In London, Kuepper started to investigate anything he could get his hands on that wasn't "punk", including the jazz records he was finding in market stalls by the likes of Albert Ayler and Pharoah Saunders.

"The first thing that occurred to me was how powerful it was, and how much I probably would have hated it five or six years earlier," Kuepper says. "It was eye-opening.

"I'm not talking about musical progression. I'm really ambivalent about that because it generally means something I don't aim for. Progression, regression, those are terms I don't use in regard to art, but I needed to do something different.

"There was a jazz influence, certainly in the sense where I wanted things to move rhythmically. It goes way back before punk or anything like that. If you listen to blues and rock 'n' roll from the '40s and '50s, there's a rhythmic approach that's not as straightforward. I wanted the whole thing to open up and be less precise, less mechanical in some ways."

It was a direction suggested by Prehistoric Sounds, the third album by the original Saints, which explored the use of brass in rock.

That album hadn't been released in Australia when The Laughing Clowns hit the stage, causing some confusion among people who turned up hoping to hear The Saints MkII.

"Punk had definitely broken in Australia by this time and there were people who came along to hear (I'm) Stranded and didn't get it," Kuepper recalls.

But the band soon found an audience. In the UK the band toured with The Birthday Party and The Fall and, despite a flurry of line-up changes, was one of the most popular independent bands in Australia in that era.

The band split in acrimony - personal, not musical, Kuepper says - before the release of the final album, Ghosts of an Ideal Wife, in 1985.

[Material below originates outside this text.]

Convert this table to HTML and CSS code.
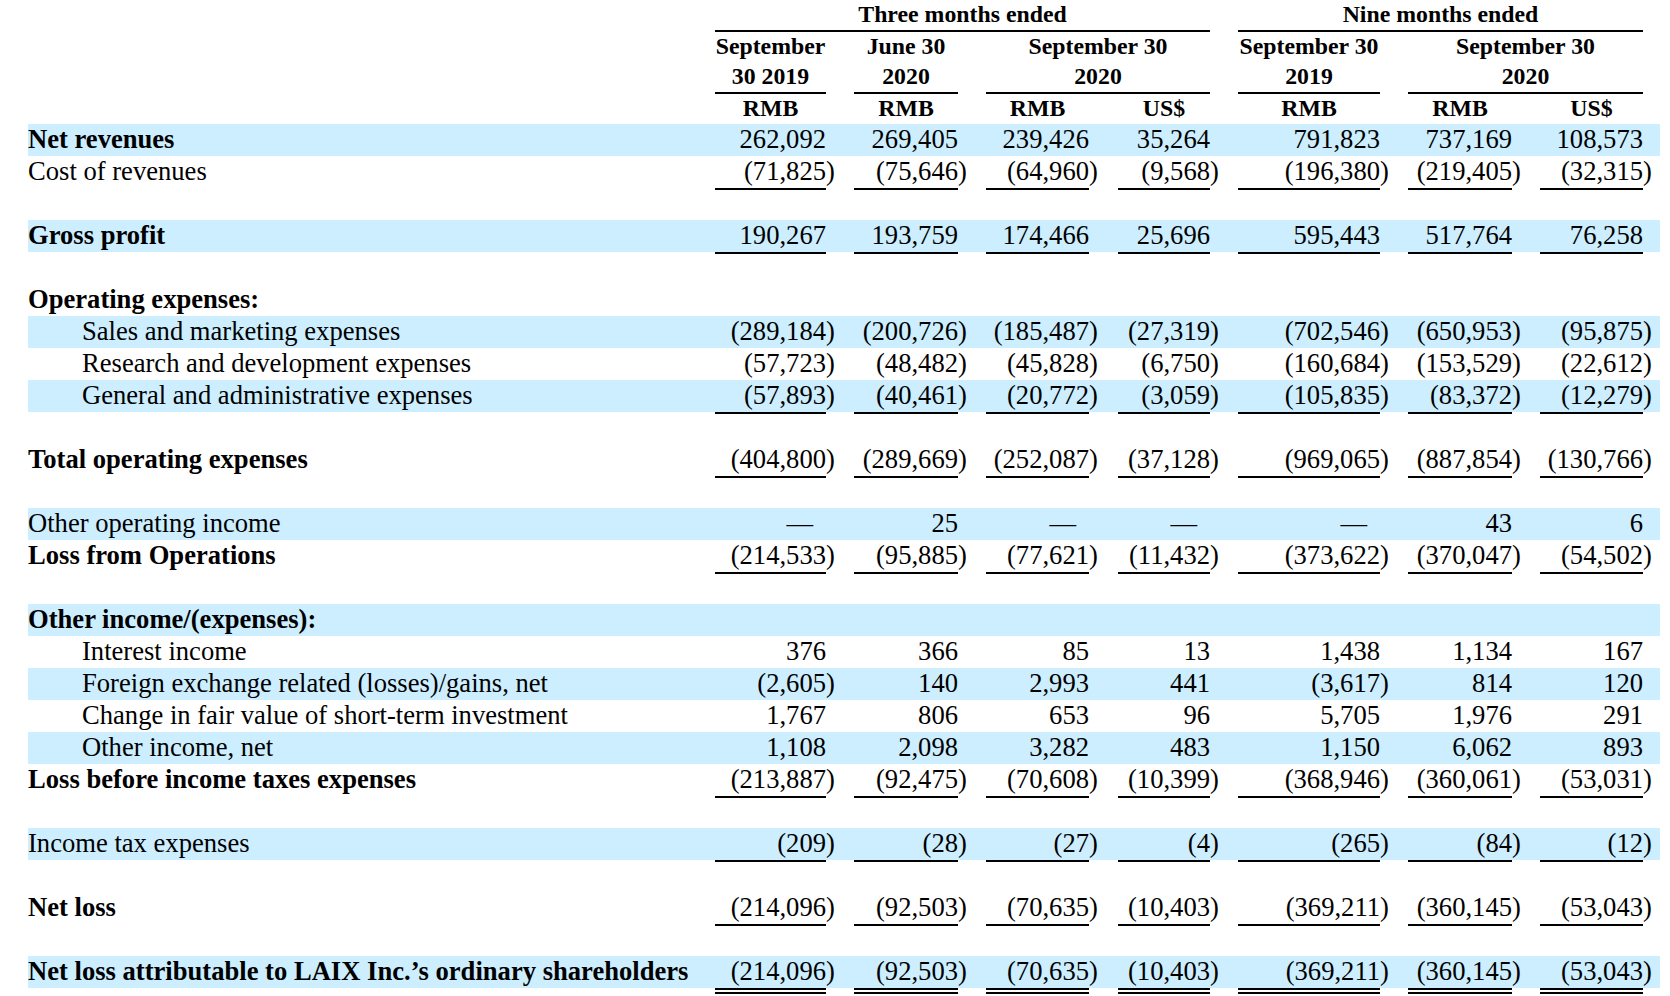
FILE: index.html
```html
<!DOCTYPE html>
<html lang="en">
<head>
    <meta charset="UTF-8">
    <meta name="viewport" content="width=device-width, initial-scale=1.0">
    <title>LAIX Inc. - Statements of Operations</title>
    <link rel="stylesheet" href="styles.css">
</head>
<body>
<div class="sheet">
    <table class="stmt">
        <colgroup>
            <col class="w-lbl">
            <col class="w-n1"><col class="w-gap">
            <col class="w-n2"><col class="w-gap">
            <col class="w-n3"><col class="w-gap3">
            <col class="w-n4"><col class="w-gap">
            <col class="w-n5"><col class="w-gap">
            <col class="w-n6"><col class="w-gap">
            <col class="w-n7"><col class="w-end">
        </colgroup>

        <!-- period headings -->
        <tr class="h-period">
            <td></td>
            <td colspan="7" class="hd rule">Three months ended</td>
            <td></td>
            <td colspan="5" class="hd rule">Nine months ended</td>
            <td></td>
        </tr>
        <tr class="h-dates">
            <td></td>
            <td class="hd rule">September<br>30 2019</td><td></td>
            <td class="hd rule">June 30<br>2020</td><td></td>
            <td colspan="3" class="hd rule">September 30<br>2020</td><td></td>
            <td class="hd rule">September 30<br>2019</td><td></td>
            <td colspan="3" class="hd rule">September 30<br>2020</td><td></td>
        </tr>
        <tr class="h-cur">
            <td></td>
            <td class="hd">RMB</td><td></td>
            <td class="hd">RMB</td><td></td>
            <td class="hd">RMB</td><td></td>
            <td class="hd">US$</td><td></td>
            <td class="hd">RMB</td><td></td>
            <td class="hd">RMB</td><td></td>
            <td class="hd">US$</td><td></td>
        </tr>

        <tr class="band">
            <td class="lbl b">Net revenues</td>
            <td class="num">262,092</td><td></td>
            <td class="num">269,405</td><td></td>
            <td class="num">239,426</td><td></td>
            <td class="num">35,264</td><td></td>
            <td class="num">791,823</td><td></td>
            <td class="num">737,169</td><td></td>
            <td class="num">108,573</td><td></td>
        </tr>
        <tr class="ul">
            <td class="lbl">Cost of revenues</td>
            <td class="num">(71,825</td><td>)</td>
            <td class="num">(75,646</td><td>)</td>
            <td class="num">(64,960</td><td>)</td>
            <td class="num">(9,568</td><td>)</td>
            <td class="num">(196,380</td><td>)</td>
            <td class="num">(219,405</td><td>)</td>
            <td class="num">(32,315</td><td>)</td>
        </tr>
        <tr><td colspan="15"></td></tr>
        <tr class="band ul">
            <td class="lbl b">Gross profit</td>
            <td class="num">190,267</td><td></td>
            <td class="num">193,759</td><td></td>
            <td class="num">174,466</td><td></td>
            <td class="num">25,696</td><td></td>
            <td class="num">595,443</td><td></td>
            <td class="num">517,764</td><td></td>
            <td class="num">76,258</td><td></td>
        </tr>
        <tr><td colspan="15"></td></tr>

        <!-- operating expenses -->
        <tr>
            <td class="lbl b" colspan="15">Operating expenses:</td>
        </tr>
        <tr class="band">
            <td class="lbl ind">Sales and marketing expenses</td>
            <td class="num">(289,184</td><td>)</td>
            <td class="num">(200,726</td><td>)</td>
            <td class="num">(185,487</td><td>)</td>
            <td class="num">(27,319</td><td>)</td>
            <td class="num">(702,546</td><td>)</td>
            <td class="num">(650,953</td><td>)</td>
            <td class="num">(95,875</td><td>)</td>
        </tr>
        <tr>
            <td class="lbl ind">Research and development expenses</td>
            <td class="num">(57,723</td><td>)</td>
            <td class="num">(48,482</td><td>)</td>
            <td class="num">(45,828</td><td>)</td>
            <td class="num">(6,750</td><td>)</td>
            <td class="num">(160,684</td><td>)</td>
            <td class="num">(153,529</td><td>)</td>
            <td class="num">(22,612</td><td>)</td>
        </tr>
        <tr class="band ul">
            <td class="lbl ind">General and administrative expenses</td>
            <td class="num">(57,893</td><td>)</td>
            <td class="num">(40,461</td><td>)</td>
            <td class="num">(20,772</td><td>)</td>
            <td class="num">(3,059</td><td>)</td>
            <td class="num">(105,835</td><td>)</td>
            <td class="num">(83,372</td><td>)</td>
            <td class="num">(12,279</td><td>)</td>
        </tr>
        <tr><td colspan="15"></td></tr>
        <tr class="ul">
            <td class="lbl b">Total operating expenses</td>
            <td class="num">(404,800</td><td>)</td>
            <td class="num">(289,669</td><td>)</td>
            <td class="num">(252,087</td><td>)</td>
            <td class="num">(37,128</td><td>)</td>
            <td class="num">(969,065</td><td>)</td>
            <td class="num">(887,854</td><td>)</td>
            <td class="num">(130,766</td><td>)</td>
        </tr>
        <tr><td colspan="15"></td></tr>
        <tr class="band">
            <td class="lbl">Other operating income</td>
            <td class="num nil">&mdash;</td><td></td>
            <td class="num">25</td><td></td>
            <td class="num nil">&mdash;</td><td></td>
            <td class="num nil">&mdash;</td><td></td>
            <td class="num nil">&mdash;</td><td></td>
            <td class="num">43</td><td></td>
            <td class="num">6</td><td></td>
        </tr>
        <tr class="ul">
            <td class="lbl b">Loss from Operations</td>
            <td class="num">(214,533</td><td>)</td>
            <td class="num">(95,885</td><td>)</td>
            <td class="num">(77,621</td><td>)</td>
            <td class="num">(11,432</td><td>)</td>
            <td class="num">(373,622</td><td>)</td>
            <td class="num">(370,047</td><td>)</td>
            <td class="num">(54,502</td><td>)</td>
        </tr>
        <tr><td colspan="15"></td></tr>

        <!-- other income -->
        <tr class="band">
            <td class="lbl b" colspan="15">Other income/(expenses):</td>
        </tr>
        <tr>
            <td class="lbl ind">Interest income</td>
            <td class="num">376</td><td></td>
            <td class="num">366</td><td></td>
            <td class="num">85</td><td></td>
            <td class="num">13</td><td></td>
            <td class="num">1,438</td><td></td>
            <td class="num">1,134</td><td></td>
            <td class="num">167</td><td></td>
        </tr>
        <tr class="band">
            <td class="lbl ind">Foreign exchange related (losses)/gains, net</td>
            <td class="num">(2,605</td><td>)</td>
            <td class="num">140</td><td></td>
            <td class="num">2,993</td><td></td>
            <td class="num">441</td><td></td>
            <td class="num">(3,617</td><td>)</td>
            <td class="num">814</td><td></td>
            <td class="num">120</td><td></td>
        </tr>
        <tr>
            <td class="lbl ind">Change in fair value of short-term investment</td>
            <td class="num">1,767</td><td></td>
            <td class="num">806</td><td></td>
            <td class="num">653</td><td></td>
            <td class="num">96</td><td></td>
            <td class="num">5,705</td><td></td>
            <td class="num">1,976</td><td></td>
            <td class="num">291</td><td></td>
        </tr>
        <tr class="band">
            <td class="lbl ind">Other income, net</td>
            <td class="num">1,108</td><td></td>
            <td class="num">2,098</td><td></td>
            <td class="num">3,282</td><td></td>
            <td class="num">483</td><td></td>
            <td class="num">1,150</td><td></td>
            <td class="num">6,062</td><td></td>
            <td class="num">893</td><td></td>
        </tr>
        <tr class="ul">
            <td class="lbl b">Loss before income taxes expenses</td>
            <td class="num">(213,887</td><td>)</td>
            <td class="num">(92,475</td><td>)</td>
            <td class="num">(70,608</td><td>)</td>
            <td class="num">(10,399</td><td>)</td>
            <td class="num">(368,946</td><td>)</td>
            <td class="num">(360,061</td><td>)</td>
            <td class="num">(53,031</td><td>)</td>
        </tr>
        <tr><td colspan="15"></td></tr>
        <tr class="band ul">
            <td class="lbl">Income tax expenses</td>
            <td class="num">(209</td><td>)</td>
            <td class="num">(28</td><td>)</td>
            <td class="num">(27</td><td>)</td>
            <td class="num">(4</td><td>)</td>
            <td class="num">(265</td><td>)</td>
            <td class="num">(84</td><td>)</td>
            <td class="num">(12</td><td>)</td>
        </tr>
        <tr><td colspan="15"></td></tr>
        <tr class="ul">
            <td class="lbl b">Net loss</td>
            <td class="num">(214,096</td><td>)</td>
            <td class="num">(92,503</td><td>)</td>
            <td class="num">(70,635</td><td>)</td>
            <td class="num">(10,403</td><td>)</td>
            <td class="num">(369,211</td><td>)</td>
            <td class="num">(360,145</td><td>)</td>
            <td class="num">(53,043</td><td>)</td>
        </tr>
        <tr><td colspan="15"></td></tr>
        <tr class="band dbl">
            <td class="lbl b">Net loss attributable to LAIX Inc.&rsquo;s ordinary shareholders</td>
            <td class="num">(214,096</td><td>)</td>
            <td class="num">(92,503</td><td>)</td>
            <td class="num">(70,635</td><td>)</td>
            <td class="num">(10,403</td><td>)</td>
            <td class="num">(369,211</td><td>)</td>
            <td class="num">(360,145</td><td>)</td>
            <td class="num">(53,043</td><td>)</td>
        </tr>
    </table>
</div>
</body>
</html>
```

FILE: styles.css
```css
body {
    margin: 0;
    background-color: #fff;
    color: #000;
    font-family: "Liberation Serif", "Times New Roman", serif;
}

.sheet {
    padding-left: 28px;
}

/* statement table */
.stmt {
    border-collapse: separate;
    border-spacing: 0;
    table-layout: fixed;
    width: 1632px;
    font-size: 26.6px;
}
.stmt tr {
    height: 32px;
}
.stmt td {
    padding: 0;
    line-height: 30px;
    vertical-align: top;
    white-space: nowrap;
}

/* column widths */
.w-lbl { width: 687px; }
.w-n1 { width: 111px; }
.w-n2 { width: 104px; }
.w-n3 { width: 103px; }
.w-n4 { width: 92px; }
.w-n5 { width: 142px; }
.w-n6 { width: 104px; }
.w-n7 { width: 103px; }
.w-gap { width: 28px; }
.w-gap3 { width: 29px; }
.w-end { width: 17px; }

/* headings */
.stmt .hd {
    font-size: 23.8px;
    font-weight: bold;
    text-align: center;
}
.stmt .h-period {
    height: 30px;
}
.stmt .h-period td {
    padding-top: 1px;
    line-height: 27px;
}
.stmt .h-dates {
    height: 62px;
}
.stmt .h-dates td {
    padding-top: 2px;
    line-height: 29.5px;
}
.stmt .h-cur td {
    padding-top: 1px;
    line-height: 30px;
}
.stmt .rule {
    box-shadow: 0 2px 0 #000;
}

/* body rows */
.band td {
    background-color: #cceeff;
}
.lbl.b {
    font-weight: bold;
}
.lbl.ind {
    padding-left: 54px;
}
.num {
    text-align: right;
}
.num.nil {
    padding-right: 13px;
}
.ul .num {
    box-shadow: 0 2px 0 #000;
}

/* double rule under the last line */
.stmt .dbl {
    height: 38px;
}
.dbl td {
    border-bottom: 6px solid transparent;
    background-clip: padding-box;
}
.dbl td.num {
    border-bottom: 6px double #000;
}
```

"I'm never 100 per cent happy with anything, but there were examples where we nailed it as close as you can nail anything.

"At their best the recordings are great, at their worst I can see why it didn't work. That's the kind of appraisal I'm trying to bring to this reunion. I know where I want to take it if it's going to go anywhere beyond these shows. And it may."

The re-formed band will play the All Tomorrow's Parties festivals in New South Wales and Victoria as well as the Up Late series at GoMA. It will feature original members Kuepper, Wegener and Elliott, double bassist Bif Millar, who joined in 1982, and keyboard player Alister Spence.